Leaving the Cement Jungle: Wadi Mukheiris

الأربعاء 27 آب 2008

A bumbling brook in Wadi Mukheiris

A bumbling brook in Wadi Mukheiris

Adventure Guide du jour: Ramsey Tesdell

One of the best things about Amman is the proximity of neat things around it. You won’t find me spending much time defending the traffic jams of the capital of Jordan, but will find me out in the rural areas exploring the microenvironments around Jordan. One of my favorite areas in Jordan is the Dead Sea Rift, and the endless wadis, water sources, and beautiful hiking terrain.

A hike I’ve had my eye for some time is about as close to Amman as you can get and still be in the Dead Sea Rift – a place that goes by the name of Wadi Mukheiris – and beings right in front of the Movenpick hotel at the Dead Sea. Park there and prepare to leave civilization behind.

Cross the road and head over an earthen embankment, from here you’ll see the water. Follow the water for about 45 minutes to an hour before the hiking gets interesting. It is an easy jaunt in the beginning, and enjoyable walking through the water or picking your way through the boulders to either side.

As you leave the few reminders of civilization behind you (black plastic bag, Jordan’s national flower), you’ll come to a sheer rock wall, which you can easily bypass from the left. Careful picking your way on the sheer cliff – it is not particularly dangerous, but I found it more difficult to concentrate on footing while instead I was enjoying the beautiful red hues to be found in the cliff.

Another thirty minutes or so from the red hues, you’ll come to a wonderful place to take a break and to have a shower. Big boulders force the water through a small opening that creates a natural shower; a shower you don’t have to feel guilty about leaving the water on.

Again, bypass on the left-hand side and continue on, this time feeling clean and refreshed.

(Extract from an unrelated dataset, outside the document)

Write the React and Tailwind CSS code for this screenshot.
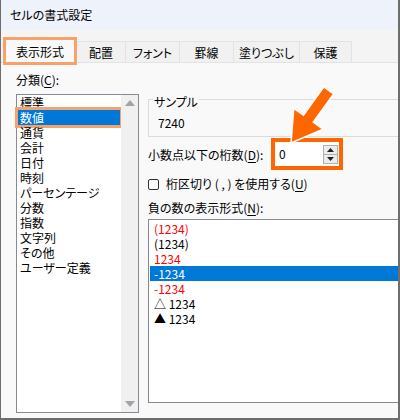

Take your time on this next stretch – plenty of beautiful little waterfalls and pools to enjoy. But watch out for the crabs, which on several occasions surprised me just enough to make a quick exit. Fluttering about is the Wheatear, a black and white little bird that you can catch wonderful little glimpses of as it hightails out of your way.

As you continue sloshing upwards towards the source, the water gets cooler and cooler, and more plentiful. Plenty of hanging gardens and plants to enjoy as you make your way through.

Don’t forget to bring some high-energy snacks and some lunch. For me personally, chocolate and bread, cheese and cucumbers do just fine, but many feel the need to spend their extra dinars on fancy energy snacks. But don’t forget water; while bathing and hiking through the water is pleasant, I can’t imagine drinking the water would provide that sort of untroubled experience.

Practicalities: wear shoes that are comfortable, but ones you can get wet and still enjoy wearing. Loose fitting clothing with some type of head covering for the hotter days will suffice. During the winter, watch the forecast for rain so you don’t get washed away. During summer, bring extra water and leave early – you don’t want to get stuck out there during the afternoon sun.

It doesn’t take much to get there – 45 minutes and a quick argument with a taxi driver. Make sure you arrange for a ride back.